Most commonly, as I’m searching through primary sources, I see the region described as theoretically as “la Patria,” which is the vague term for the fatherland...the specifics of this term were undefined. Clear affiliation with a nation simply did not exist. As you might expect, in terms of political discussions, they refer to “el pueblo” frequently to which they identify clearly. Contemporary foreign travelers like the Robertson brothers from England, did not refer to an “argentino” or “sudamericano.” Instead, they describe individuals at a local level from their particular provinces, preferring terms like “correntino” or “paraguayano.”
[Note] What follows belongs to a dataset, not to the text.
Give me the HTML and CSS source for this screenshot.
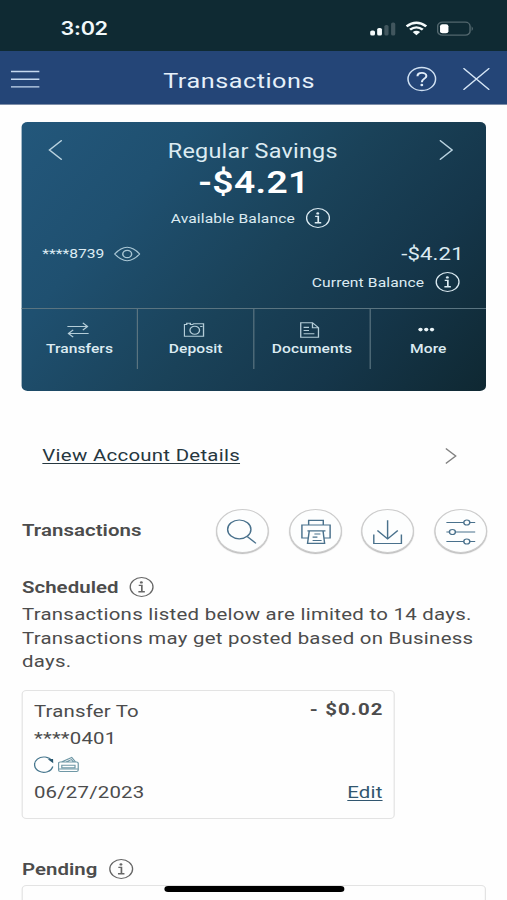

Vagueness was common because there was no affiliation among people with a larger group. For example, the article EL CONFEDERACIONISMO PORTEÑO DE 1816 published in La GAZETA, a Buenos Aires newspaper discusses the disunion in the supposedly United Provinces:
La federación que de poco tiempo a esta parte ha entrado en las cabezas de muchos de nuestros patriotas, desgraciadamente excede de los límites de una federación que deje en unión a todos estos pueblos. La exaltación y calor de sus ideas, los celos que se demuestran de unas a otras provincias, las rivalidades, las desconfianzas, los odios, y la envidia, todo demuestra que los federalistas de la América del Sud no se ceñirían a establecer un solo gobierno federal, sino que querrían desprender cada una de las provincias de las otras. Aquí tenemos los mismos escollos que temer que en la América del Norte. La Banda Oriental lindando con los portugueses; las provincias del Perú con las de Lima; Mendoza con los enemigos de Chile; y Buenos Aires expuesto a las invasiones de ultramar.
In this excerpt, there is no “us” to which the people can identify. Since there was no national identity, there was no need for a pronoun that could collectively identify such a diverse group of people as one entity. Following independence, identities remained scattered at a local level.